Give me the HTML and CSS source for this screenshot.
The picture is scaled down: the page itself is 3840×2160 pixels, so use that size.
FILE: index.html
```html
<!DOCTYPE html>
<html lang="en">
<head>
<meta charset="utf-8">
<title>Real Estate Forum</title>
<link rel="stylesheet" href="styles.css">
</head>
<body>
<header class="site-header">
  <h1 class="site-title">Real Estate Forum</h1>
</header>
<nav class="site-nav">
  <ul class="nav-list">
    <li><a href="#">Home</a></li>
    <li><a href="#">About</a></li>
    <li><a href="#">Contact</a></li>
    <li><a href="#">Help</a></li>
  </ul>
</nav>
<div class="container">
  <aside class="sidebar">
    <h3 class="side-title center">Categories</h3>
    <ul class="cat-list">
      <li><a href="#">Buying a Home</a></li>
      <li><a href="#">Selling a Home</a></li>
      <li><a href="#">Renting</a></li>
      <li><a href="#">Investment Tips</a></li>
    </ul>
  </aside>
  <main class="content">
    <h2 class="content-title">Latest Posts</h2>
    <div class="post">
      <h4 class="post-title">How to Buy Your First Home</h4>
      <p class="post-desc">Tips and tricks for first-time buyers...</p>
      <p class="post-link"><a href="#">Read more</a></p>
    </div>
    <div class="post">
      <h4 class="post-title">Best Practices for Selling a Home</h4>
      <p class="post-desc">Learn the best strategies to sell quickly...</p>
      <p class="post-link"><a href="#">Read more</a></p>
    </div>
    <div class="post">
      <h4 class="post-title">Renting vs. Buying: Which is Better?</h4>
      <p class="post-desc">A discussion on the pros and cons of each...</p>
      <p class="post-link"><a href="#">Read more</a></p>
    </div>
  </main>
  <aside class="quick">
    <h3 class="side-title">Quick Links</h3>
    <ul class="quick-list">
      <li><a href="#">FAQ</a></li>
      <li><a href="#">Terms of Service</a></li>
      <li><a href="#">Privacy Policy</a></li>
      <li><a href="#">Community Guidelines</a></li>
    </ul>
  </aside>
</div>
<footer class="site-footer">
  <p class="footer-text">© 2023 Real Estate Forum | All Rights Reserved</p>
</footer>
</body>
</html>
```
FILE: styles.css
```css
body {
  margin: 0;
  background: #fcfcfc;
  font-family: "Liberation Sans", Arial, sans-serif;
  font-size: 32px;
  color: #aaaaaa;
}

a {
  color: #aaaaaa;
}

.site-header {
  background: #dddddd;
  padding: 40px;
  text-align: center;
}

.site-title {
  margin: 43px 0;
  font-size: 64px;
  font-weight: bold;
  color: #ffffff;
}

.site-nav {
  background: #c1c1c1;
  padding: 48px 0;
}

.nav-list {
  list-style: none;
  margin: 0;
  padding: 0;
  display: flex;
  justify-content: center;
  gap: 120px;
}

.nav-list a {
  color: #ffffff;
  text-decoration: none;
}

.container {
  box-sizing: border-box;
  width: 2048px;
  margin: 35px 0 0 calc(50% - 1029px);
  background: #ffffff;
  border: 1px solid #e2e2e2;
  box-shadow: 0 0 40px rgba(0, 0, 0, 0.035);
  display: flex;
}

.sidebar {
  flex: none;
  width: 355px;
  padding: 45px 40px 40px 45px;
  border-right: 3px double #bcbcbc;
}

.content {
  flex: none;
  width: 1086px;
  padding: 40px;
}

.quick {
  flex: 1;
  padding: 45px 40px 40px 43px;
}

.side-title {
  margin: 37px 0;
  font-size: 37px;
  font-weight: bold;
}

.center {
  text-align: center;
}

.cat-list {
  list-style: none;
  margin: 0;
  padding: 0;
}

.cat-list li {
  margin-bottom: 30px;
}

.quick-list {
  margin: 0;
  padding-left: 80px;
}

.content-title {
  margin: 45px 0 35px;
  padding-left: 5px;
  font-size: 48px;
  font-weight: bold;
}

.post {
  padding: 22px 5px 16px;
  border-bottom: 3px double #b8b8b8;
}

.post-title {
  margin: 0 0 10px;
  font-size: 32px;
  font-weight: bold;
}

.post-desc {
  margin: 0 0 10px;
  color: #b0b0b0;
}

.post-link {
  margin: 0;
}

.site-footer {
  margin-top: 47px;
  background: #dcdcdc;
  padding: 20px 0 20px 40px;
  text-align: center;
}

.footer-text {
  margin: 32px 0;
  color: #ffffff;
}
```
━━━━━━━━━━━━━━━━━━━━━━━━━━━━━━
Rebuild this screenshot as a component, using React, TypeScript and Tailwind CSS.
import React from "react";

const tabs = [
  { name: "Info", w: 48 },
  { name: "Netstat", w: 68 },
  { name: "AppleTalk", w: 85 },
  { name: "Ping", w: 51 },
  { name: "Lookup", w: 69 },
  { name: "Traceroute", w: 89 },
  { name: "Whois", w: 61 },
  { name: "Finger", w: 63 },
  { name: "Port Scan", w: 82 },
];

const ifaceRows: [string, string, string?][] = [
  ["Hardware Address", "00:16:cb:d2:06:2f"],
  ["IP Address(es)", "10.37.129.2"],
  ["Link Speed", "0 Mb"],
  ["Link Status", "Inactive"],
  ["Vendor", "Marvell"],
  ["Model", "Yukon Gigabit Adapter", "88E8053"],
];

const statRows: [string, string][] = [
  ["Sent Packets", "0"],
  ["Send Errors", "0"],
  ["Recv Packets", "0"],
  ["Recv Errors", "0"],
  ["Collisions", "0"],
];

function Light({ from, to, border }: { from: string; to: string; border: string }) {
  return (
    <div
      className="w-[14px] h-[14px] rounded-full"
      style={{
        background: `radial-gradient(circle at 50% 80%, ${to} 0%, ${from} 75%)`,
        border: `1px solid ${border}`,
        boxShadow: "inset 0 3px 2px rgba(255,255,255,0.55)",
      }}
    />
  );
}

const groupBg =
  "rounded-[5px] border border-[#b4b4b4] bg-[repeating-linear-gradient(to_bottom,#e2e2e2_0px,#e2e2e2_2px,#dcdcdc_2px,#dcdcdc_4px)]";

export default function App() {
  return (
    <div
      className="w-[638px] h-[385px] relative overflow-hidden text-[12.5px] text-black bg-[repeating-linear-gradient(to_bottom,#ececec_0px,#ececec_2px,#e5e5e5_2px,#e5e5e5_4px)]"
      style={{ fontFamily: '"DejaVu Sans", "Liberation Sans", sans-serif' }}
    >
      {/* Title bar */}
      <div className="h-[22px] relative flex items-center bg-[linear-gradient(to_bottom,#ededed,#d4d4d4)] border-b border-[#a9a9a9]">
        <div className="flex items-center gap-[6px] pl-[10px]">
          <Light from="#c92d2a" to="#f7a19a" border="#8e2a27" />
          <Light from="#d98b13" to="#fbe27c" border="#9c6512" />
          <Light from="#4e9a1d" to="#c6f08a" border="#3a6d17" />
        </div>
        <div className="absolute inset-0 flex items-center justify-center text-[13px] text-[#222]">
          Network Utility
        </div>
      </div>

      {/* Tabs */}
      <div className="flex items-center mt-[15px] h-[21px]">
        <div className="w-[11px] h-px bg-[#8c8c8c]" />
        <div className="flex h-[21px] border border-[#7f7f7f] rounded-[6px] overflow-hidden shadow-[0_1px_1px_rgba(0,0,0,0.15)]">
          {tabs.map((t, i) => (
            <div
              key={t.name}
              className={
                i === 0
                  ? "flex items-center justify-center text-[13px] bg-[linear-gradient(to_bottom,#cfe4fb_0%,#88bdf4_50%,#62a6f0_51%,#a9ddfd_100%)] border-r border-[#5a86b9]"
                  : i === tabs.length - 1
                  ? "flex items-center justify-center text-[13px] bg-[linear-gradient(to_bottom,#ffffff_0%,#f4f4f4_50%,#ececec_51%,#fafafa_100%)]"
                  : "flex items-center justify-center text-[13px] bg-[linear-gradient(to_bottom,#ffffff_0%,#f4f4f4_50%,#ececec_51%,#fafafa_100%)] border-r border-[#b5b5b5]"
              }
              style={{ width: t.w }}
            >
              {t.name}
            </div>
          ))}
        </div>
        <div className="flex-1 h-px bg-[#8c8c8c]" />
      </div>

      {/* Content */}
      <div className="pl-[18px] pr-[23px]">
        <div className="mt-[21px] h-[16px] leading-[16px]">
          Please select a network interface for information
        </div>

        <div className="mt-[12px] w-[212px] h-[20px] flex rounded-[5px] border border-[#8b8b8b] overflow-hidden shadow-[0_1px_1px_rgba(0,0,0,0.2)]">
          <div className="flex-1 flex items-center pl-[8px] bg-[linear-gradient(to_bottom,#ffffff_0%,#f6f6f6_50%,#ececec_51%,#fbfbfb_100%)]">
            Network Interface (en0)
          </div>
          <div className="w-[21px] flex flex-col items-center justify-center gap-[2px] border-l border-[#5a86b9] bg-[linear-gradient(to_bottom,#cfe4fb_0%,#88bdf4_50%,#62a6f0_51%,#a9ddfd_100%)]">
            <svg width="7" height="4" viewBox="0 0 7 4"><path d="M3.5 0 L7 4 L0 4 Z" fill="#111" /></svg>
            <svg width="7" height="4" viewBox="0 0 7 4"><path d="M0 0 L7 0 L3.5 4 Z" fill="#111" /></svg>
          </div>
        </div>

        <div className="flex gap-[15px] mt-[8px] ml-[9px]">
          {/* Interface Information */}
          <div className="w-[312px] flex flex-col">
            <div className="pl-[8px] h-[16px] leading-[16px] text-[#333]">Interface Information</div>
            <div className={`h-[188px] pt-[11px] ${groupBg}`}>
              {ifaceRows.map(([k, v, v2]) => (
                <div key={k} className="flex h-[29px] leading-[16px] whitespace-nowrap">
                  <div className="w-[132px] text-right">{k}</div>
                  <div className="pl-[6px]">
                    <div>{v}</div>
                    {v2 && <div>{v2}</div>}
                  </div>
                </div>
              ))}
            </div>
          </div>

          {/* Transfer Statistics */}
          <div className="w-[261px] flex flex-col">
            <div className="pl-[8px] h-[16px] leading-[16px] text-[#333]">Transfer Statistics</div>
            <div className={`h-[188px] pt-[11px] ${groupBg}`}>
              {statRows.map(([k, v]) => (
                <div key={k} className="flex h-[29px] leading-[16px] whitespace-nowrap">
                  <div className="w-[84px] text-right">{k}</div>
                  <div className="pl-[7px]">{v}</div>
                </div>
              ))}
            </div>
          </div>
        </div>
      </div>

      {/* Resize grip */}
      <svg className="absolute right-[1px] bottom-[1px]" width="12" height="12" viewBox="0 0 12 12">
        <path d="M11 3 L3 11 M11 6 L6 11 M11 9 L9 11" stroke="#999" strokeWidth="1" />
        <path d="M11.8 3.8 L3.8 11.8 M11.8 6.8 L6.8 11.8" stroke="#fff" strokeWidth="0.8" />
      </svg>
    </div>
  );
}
━━━━━━━━━━━━━━━━━━━━━━━━━━━━━━
**What this task involves**
Check each line above for the word "screenshot", and copy the lines where it appears.

**The reply**
Give me the HTML and CSS source for this screenshot.
Rebuild this screenshot as a component, using React, TypeScript and Tailwind CSS.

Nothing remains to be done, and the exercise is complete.